The whole world has gone mad
How do I actually get quotes these days? Call me a dumb newbie, but I cannot see how to do it when it used to be right there in plain sight. sighs. It's a hard life, being a luddite these days.
Which seamlessly branching off there back on thread, but I am sorry to say to Ann above that in all seriousness, going to 4K Blu-ray would be an utter waste of development money as the physical 'Ultra HD Blu-ray' media is falling flat almost as quickly as Blu-ray 3D did (guys, the clue there was always the glasses - any media that uses trick glasses is not going to do well commercially), Ultra HD (aka 4K) - anyone who has not already gone down that path probably won't bother and as the accountants will tell you any production you put out on 4K also requires a separate, independent one at 'regular' 1080p True HD - remember this? The one the studios touted as 'the bestest evah', and the self-same format that is exponentially more expensive to produce than DVD ever was even at it's most pretentious easter-egg laden worst all the way back to late last century. Sorry peeps, I am in whimsical mood here but please bear wiith me - there is a point, and I will (eventually) get to it.
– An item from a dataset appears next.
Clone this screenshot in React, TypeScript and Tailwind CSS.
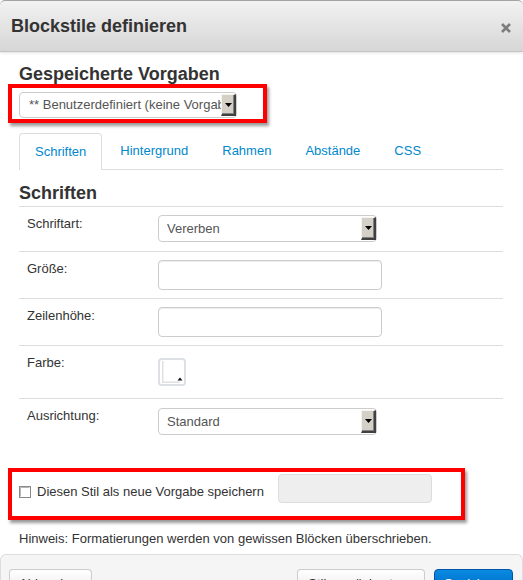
import React from "react";

const tabs = ["Schriften", "Hintergrund", "Rahmen", "Abstände", "CSS"];

function DropArrowButton() {
  return (
    <span className="my-px flex w-[15px] shrink-0 items-center justify-center border-t border-l border-r-2 border-b-2 border-t-[#f4f3ee] border-l-[#f4f3ee] border-r-[#404040] border-b-[#404040] bg-[#d4d0c8] shadow-[inset_-1px_-1px_0_#808080]">
      <svg width="7" height="4" viewBox="0 0 7 4" aria-hidden="true">
        <path d="M0 0h7L3.5 4z" fill="#000" />
      </svg>
    </span>
  );
}

function ClassicSelect({ value, className }: { value: string; className: string }) {
  return (
    <div className={`flex rounded-[4px] border border-[#ccc] bg-white text-[#555] ${className}`}>
      <span className="flex min-w-0 flex-1 items-center overflow-hidden whitespace-nowrap">{value}</span>
      <DropArrowButton />
    </div>
  );
}

function TextInput() {
  return (
    <input
      type="text"
      className="block h-[30px] w-[224px] rounded-[4px] border border-[#ccc] bg-white px-[6px] shadow-[inset_0_1px_1px_rgba(0,0,0,0.075)] outline-none"
    />
  );
}

function ColorSwatch() {
  return (
    <svg width="28" height="28" viewBox="0 0 28 28" aria-hidden="true">
      <rect x="1" y="1" width="26" height="26" rx="2.5" fill="#fff" stroke="#dde1e6" strokeWidth="2" />
      <rect x="4" y="3" width="1.5" height="22" fill="#e1e1e1" />
      <rect x="4" y="23.5" width="18" height="1.5" fill="#e1e1e1" />
      <path d="M19.5 22.5h5l-2.5-3z" fill="#111" />
    </svg>
  );
}

function CheckBox() {
  return (
    <svg width="12" height="12" viewBox="0 0 12 12" aria-hidden="true" className="shrink-0">
      <rect x="0.5" y="0.5" width="11" height="11" fill="#fff" stroke="#8a8a8a" />
      <path d="M1.5 10.5V1.5h9" fill="none" stroke="#b5b5b5" />
    </svg>
  );
}

function FormRow({
  label,
  height,
  controlTop,
  children,
}: {
  label: string;
  height: string;
  controlTop: string;
  children: React.ReactNode;
}) {
  return (
    <div className={`flex border-t border-[#ddd] ${height}`}>
      <div className="w-[139px] shrink-0 pl-[8px] pt-[7px] leading-[20px]">{label}</div>
      <div className={controlTop}>{children}</div>
    </div>
  );
}

export default function App() {
  return (
    <div className="relative h-[580px] w-[523px] overflow-hidden bg-white font-['Liberation_Sans',Arial,sans-serif] text-[13px] text-[#333]">
      {/* dialog title bar */}
      <header className="relative z-10 flex h-[52px] items-center justify-between rounded-t-[5px] border-t border-b border-t-[#a3a3a3] border-b-[#c4c4c4] bg-gradient-to-b from-[#f2f2f2] to-[#d6d6d6] pl-[11px] pr-[12px] shadow-[0_1px_3px_rgba(0,0,0,0.12)]">
        <h1 className="text-[18px] font-bold leading-[20px]">Blockstile definieren</h1>
        <svg width="10" height="10" viewBox="0 0 10 10" className="mt-[4px]" aria-hidden="true">
          <path d="M1 1l8 8M9 1L1 9" stroke="#7d7d7d" strokeWidth="2.6" />
        </svg>
      </header>

      <div className="pl-[19px] pr-[20px]">
        <h2 className="mt-[12px] text-[18px] font-bold leading-[20px]">Gespeicherte Vorgaben</h2>
        <ClassicSelect
          value="** Benutzerdefiniert (keine Vorgaben)"
          className="mt-[8px] h-[26px] w-[218px] pl-[9px]"
        />

        {/* tab strip */}
        <div className="mt-[15px] flex h-[37px] border-b border-[#ddd]">
          {tabs.map((t, i) => (
            <div
              key={t}
              className={
                i === 0
                  ? "-mb-px mr-[2px] flex h-[37px] items-center rounded-t-[4px] border border-b-0 border-[#ddd] bg-white px-[15px] text-[#0088cc]"
                  : "mr-[2px] flex h-[36px] items-center border border-transparent px-[15px] text-[#0088cc]"
              }
            >
              {t}
            </div>
          ))}
        </div>

        <h3 className="mt-[13px] mb-[3px] text-[18px] font-bold leading-[20px]">Schriften</h3>

        <div>
          <FormRow label="Schriftart:" height="h-[45px]" controlTop="pt-[8px]">
            <ClassicSelect value="Vererben" className="h-[27px] w-[219px] pl-[8px]" />
          </FormRow>
          <FormRow label="Größe:" height="h-[47px]" controlTop="pt-[8px]">
            <TextInput />
          </FormRow>
          <FormRow label="Zeilenhöhe:" height="h-[47px]" controlTop="pt-[8px]">
            <TextInput />
          </FormRow>
          <FormRow label="Farbe:" height="h-[53px]" controlTop="pt-[12px]">
            <ColorSwatch />
          </FormRow>
          <FormRow label="Ausrichtung:" height="h-[47px]" controlTop="pt-[9px]">
            <ClassicSelect value="Standard" className="h-[27px] w-[219px] pl-[8px]" />
          </FormRow>
        </div>

        {/* save as new preset */}
        <div className="mt-[29px] flex h-[29px] items-start">
          <label className="mt-[12px] flex items-center gap-[6px] leading-[13px]">
            <CheckBox />
            <span className="-mt-[2px]">Diesen Stil als neue Vorgabe speichern</span>
          </label>
          <input
            type="text"
            disabled
            className="ml-[14px] h-[29px] w-[154px] rounded-[4px] border border-[#ddd] bg-[#eee] outline-none"
          />
        </div>

        <p className="mt-[26px] leading-[20px]">Hinweis: Formatierungen werden von gewissen Blöcken überschrieben.</p>
      </div>

      {/* dialog footer */}
      <footer className="mt-[5px] flex h-[80px] items-start justify-between rounded-t-[6px] border-x border-t border-[#ddd] bg-[#f5f5f5] pl-[8px] pr-[9px] pt-[14px]">
        <button className="h-[30px] w-[83px] rounded-[4px] border border-[#ccc] border-b-[#b3b3b3] bg-gradient-to-b from-white to-[#e6e6e6] leading-[18px] text-[#333]">
          Abbrechen
        </button>
        <div className="flex gap-[9px]">
          <button className="h-[30px] w-[128px] rounded-[4px] border border-[#ccc] border-b-[#b3b3b3] bg-gradient-to-b from-white to-[#e6e6e6] leading-[18px] text-[#333]">
            Stile zurücksetzen
          </button>
          <button className="h-[30px] w-[79px] rounded-[4px] border border-[#0055aa] bg-gradient-to-b from-[#0a8ae0] to-[#0062c4] leading-[18px] text-white">
            Speichern
          </button>
        </div>
      </footer>

      {/* red highlight frames */}
      <div className="pointer-events-none absolute left-[8px] top-[84px] h-[39px] w-[259px] border-4 border-[#ff0000] shadow-[2px_3px_3px_rgba(0,0,0,0.4)]" />
      <div className="pointer-events-none absolute left-[8px] top-[468px] h-[52px] w-[457px] border-4 border-[#ff0000] shadow-[2px_3px_3px_rgba(0,0,0,0.4)]" />
    </div>
  );
}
Now where was I? Oh yes - the delicious irony of DVD still refusing to go away mainly because the Blu-ray market has not grown in the same manner that DVD did and I cannot but help wonder if this is yet another cost cutting exercise forced onto programme & content makers for economic reasons when cutting down the quality of your filming would seem to be at cross-purposes with what you are doing! Nonetheless, after accountants up & down the industry had got rid of all the wonderful 35 & 70mm cameras, the editing machines, their maintenance & the skill needed to keep them working in favour of shooting 'directly to NTSC Digital' so there is a whole period of probably close to 20 years where all that exists now are NTSC Video files, probably stored as mp4 (which is indeed, sad to say, lossy).
DVD costs a fraction of what it costs on Blu-ray, and you can double that again if you want a 4k version.
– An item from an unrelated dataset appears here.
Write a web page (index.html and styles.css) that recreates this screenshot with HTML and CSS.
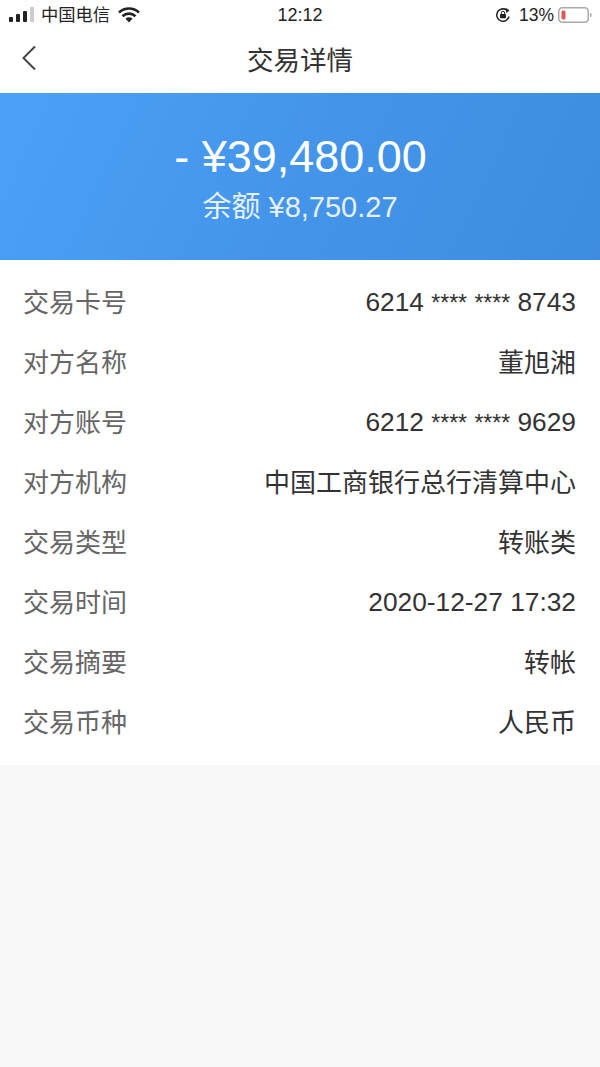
FILE: index.html
```html
<!DOCTYPE html>
<html lang="zh-CN">
<head>
<meta charset="utf-8">
<title>交易详情</title>
<link rel="stylesheet" href="styles.css">
</head>
<body>
<div class="page">
  <div class="status">
    <div class="status-left">
      <svg class="signal" width="25" height="20" viewBox="0 0 25 20"><rect x="0" y="12" width="4" height="5" rx="1" fill="#222"/><rect x="7" y="9" width="4" height="8" rx="1" fill="#222"/><rect x="14" y="6" width="4" height="11" rx="1" fill="#222"/><rect x="21" y="2" width="4" height="15" rx="1" fill="#ccc"/></svg>
      <span class="carrier">中国电信</span>
      <svg class="wifi" width="22" height="16" viewBox="0 0 22 16"><path d="M1 5.500a14.500 14.500 0 0 1 20 0M4.500 9.200a9.500 9.500 0 0 1 13 0" fill="none" stroke="#222" stroke-width="2.600"/><path d="M7.500 11.800a5 5 0 0 1 7 0L11 15.500z" fill="#222"/></svg>
    </div>
    <span class="clock">12:12</span>
    <div class="status-right">
      <svg class="lock" width="16" height="16" viewBox="0 0 16 16"><path d="M14 9.500A6.200 6.200 0 1 1 11.500 3" fill="none" stroke="#222" stroke-width="1.500"/><path d="M10.500 .8l4 2.400-3 3z" fill="#222"/><path d="M6.300 7V6a1.700 1.700 0 0 1 3.400 0v1" fill="none" stroke="#222"/><rect x="5" y="7" width="6" height="4.300" rx=".8" fill="#222"/></svg>
      <span class="pct">13%</span>
      <svg class="battery" width="34" height="18" viewBox="0 0 34 18"><rect x=".75" y="1.750" width="29.500" height="14.500" rx="3.500" fill="#fff" stroke="#aaa" stroke-width="1.500"/><rect x="3.500" y="4.500" width="4" height="9" rx="1.500" fill="#e25555"/><rect x="32" y="7" width="1.500" height="4" rx=".7" fill="#aaa"/></svg>
    </div>
  </div>
  <header class="nav">
    <svg class="back" width="16" height="26" viewBox="0 0 16 26"><path d="M14 1.500L2.500 13 14 24.500" fill="none" stroke="#444" stroke-width="2"/></svg>
    <h1 class="title">交易详情</h1>
  </header>
  <section class="hero">
    <div class="amount">- ¥39,480.00</div>
    <div class="balance">余额 ¥8,750.27</div>
  </section>
  <section class="details">
    <div class="row"><span class="label">交易卡号</span><span class="num">6214 <span class="stars">****</span> <span class="stars">****</span> 8743</span></div>
    <div class="row"><span class="label">对方名称</span><span class="value">董旭湘</span></div>
    <div class="row"><span class="label">对方账号</span><span class="num">6212 <span class="stars">****</span> <span class="stars">****</span> 9629</span></div>
    <div class="row"><span class="label">对方机构</span><span class="value">中国工商银行总行清算中心</span></div>
    <div class="row"><span class="label">交易类型</span><span class="value">转账类</span></div>
    <div class="row"><span class="label">交易时间</span><span class="num">2020-12-27 17:32</span></div>
    <div class="row"><span class="label">交易摘要</span><span class="value">转帐</span></div>
    <div class="row"><span class="label">交易币种</span><span class="value">人民币</span></div>
  </section>
</div>
</body>
</html>
```
FILE: styles.css
```css
* { box-sizing: border-box; margin: 0; padding: 0; }
html, body { width: 600px; height: 1067px; overflow: hidden; }
body { background: #f8f8f8; font-family: "Liberation Sans", "Noto Sans CJK SC", sans-serif; color: #333; }
.page { display: flex; flex-direction: column; height: 1067px; }
.status { position: relative; height: 30px; background: #fff; display: flex; justify-content: space-between; align-items: center; padding: 0 8px 0 9px; color: #222; font-size: 17px; }
.status-left, .status-right { display: flex; align-items: center; }
.carrier { margin-left: 7px; margin-bottom: 4px; font-size: 17.300px; }
.wifi { margin-left: 8px; margin-bottom: 1px; }
.clock { position: absolute; left: 0; right: 0; text-align: center; font-size: 18px; }
.lock { margin-right: 8px; }
.pct { margin-right: 4px; font-size: 17.500px; }
.nav { position: relative; height: 63px; background: #fff; display: flex; align-items: center; justify-content: center; padding-bottom: 7px; }
.back { position: absolute; left: 21px; top: 15px; }
.title { font-size: 26.500px; font-weight: 400; color: #333; }
.hero { height: 167px; background: linear-gradient(115deg, #4ba1f8 0%, #4495ea 50%, #3d8ce0 100%); color: #fff; display: flex; flex-direction: column; align-items: center; padding-top: 37px; }
.amount { font-size: 45px; line-height: 54px; margin-left: 1px; }
.balance { font-size: 29px; line-height: 32px; margin-top: 7px; color: #e6f1fd; }
.details { background: #fff; height: 505px; padding: 13px 24px 0 23px; display: flex; flex-direction: column; }
.row { height: 60.140px; flex: none; display: flex; justify-content: space-between; align-items: center; font-size: 26px; }
.label { color: #666; margin-bottom: 6px; }
.value { color: #333; margin-bottom: 6px; }
.num { color: #333; font-size: 26.300px; margin-bottom: 2px; }
.stars { font-size: 23px; }
```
You can start with a 1920x1080/24fps HD mastered video file nowadays and drop that to DVD whilst keeping the progressive flags. Any modern upscaling player will have no difficulty outputting such a DVD and it can look great - a trick Hollywood has known for decades now.
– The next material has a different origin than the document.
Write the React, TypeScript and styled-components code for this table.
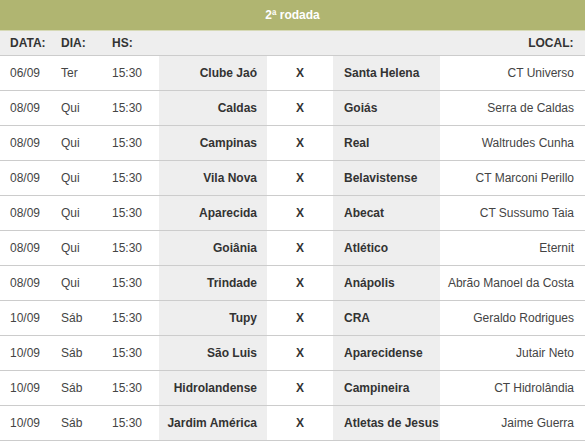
import React from "react";
import styled, { createGlobalStyle } from "styled-components";

const Global = createGlobalStyle`
  html, body { margin: 0; padding: 0; background: #fff; }
  body { font-family: "Liberation Sans", Arial, sans-serif; }
`;

const Table = styled.table`
  width: 585px;
  border-collapse: collapse;
  table-layout: fixed;
  font-family: "Liberation Sans", Arial, sans-serif;
  font-size: 12px;
  color: #333;
`;

const TitleCell = styled.th`
  height: 30px;
  padding: 0;
  background: #b0b571;
  color: #fff;
  font-weight: bold;
  text-align: center;
  border-bottom: 1px solid #d6d9b6;
`;

const HeadRow = styled.tr`
  background: #eee;
`;

const HeadCell = styled.th<{ $align?: string; $pad?: string; $edge?: boolean }>`
  height: 24px;
  padding: ${(p) => p.$pad || "0 0 0 10px"};
  text-align: ${(p) => p.$align || "left"};
  font-weight: bold;
  color: #333;
  border-bottom: 1px solid #ccc;
  border-right: ${(p) => (p.$edge ? "1px solid #555" : "none")};
`;

const Row = styled.tr`
  border-bottom: 1px solid #ccc;
`;

const Cell = styled.td<{ $align?: string; $pad?: string; $bold?: boolean; $shade?: boolean }>`
  height: 34px;
  padding: ${(p) => p.$pad || "0 0 0 10px"};
  text-align: ${(p) => p.$align || "left"};
  font-weight: ${(p) => (p.$bold ? "bold" : "normal")};
  background: ${(p) => (p.$shade ? "#eee" : "transparent")};
  color: ${(p) => (p.$bold ? "#333" : "#444")};
  white-space: nowrap;
  overflow: hidden;
`;

type Game = [string, string, string, string, string, string];

const games: Game[] = [
  ["06/09", "Ter", "15:30", "Clube Jaó", "Santa Helena", "CT Universo"],
  ["08/09", "Qui", "15:30", "Caldas", "Goiás", "Serra de Caldas"],
  ["08/09", "Qui", "15:30", "Campinas", "Real", "Waltrudes Cunha"],
  ["08/09", "Qui", "15:30", "Vila Nova", "Belavistense", "CT Marconi Perillo"],
  ["08/09", "Qui", "15:30", "Aparecida", "Abecat", "CT Sussumo Taia"],
  ["08/09", "Qui", "15:30", "Goiânia", "Atlético", "Eternit"],
  ["08/09", "Qui", "15:30", "Trindade", "Anápolis", "Abrão Manoel da Costa"],
  ["10/09", "Sáb", "15:30", "Tupy", "CRA", "Geraldo Rodrigues"],
  ["10/09", "Sáb", "15:30", "São Luis", "Aparecidense", "Jutair Neto"],
  ["10/09", "Sáb", "15:30", "Hidrolandense", "Campineira", "CT Hidrolândia"],
  ["10/09", "Sáb", "15:30", "Jardim América", "Atletas de Jesus", "Jaime Guerra"],
];

export default function App() {
  return (
    <>
      <Global />
      <Table>
        <colgroup>
          <col style={{ width: 51 }} />
          <col style={{ width: 51 }} />
          <col style={{ width: 57 }} />
          <col style={{ width: 108 }} />
          <col style={{ width: 66 }} />
          <col style={{ width: 107 }} />
          <col style={{ width: 145 }} />
        </colgroup>
        <thead>
          <tr>
            <TitleCell colSpan={7}>2ª rodada</TitleCell>
          </tr>
          <HeadRow>
            <HeadCell>DATA:</HeadCell>
            <HeadCell>DIA:</HeadCell>
            <HeadCell>HS:</HeadCell>
            <HeadCell />
            <HeadCell />
            <HeadCell />
            <HeadCell $align="right" $pad="0 11px 0 0" $edge>
              LOCAL:
            </HeadCell>
          </HeadRow>
        </thead>
        <tbody>
          {games.map((g, i) => (
            <Row key={i}>
              <Cell>{g[0]}</Cell>
              <Cell>{g[1]}</Cell>
              <Cell>{g[2]}</Cell>
              <Cell $shade $bold $align="right" $pad="0 10px 0 0">
                {g[3]}
              </Cell>
              <Cell $bold $align="center" $pad="0">
                X
              </Cell>
              <Cell $shade $bold $pad="0 0 0 11px">
                {g[4]}
              </Cell>
              <Cell $align="right" $pad="0 11px 0 0">
                {g[5]}
              </Cell>
            </Row>
          ))}
        </tbody>
      </Table>
    </>
  );
}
Adobe really should get back to Encore - I wager they still have not even approached Scenarist LLC about re-licensing the old Authorcore, which is full spec if anybody coded it ON in the GUI.
It's not HD or Blu-ray, but at the factory costs for Blu you are probably better off on Vimeo or similar, creating your own MP4 for that, and selling DVD done as well as you can make them at pennies a copy.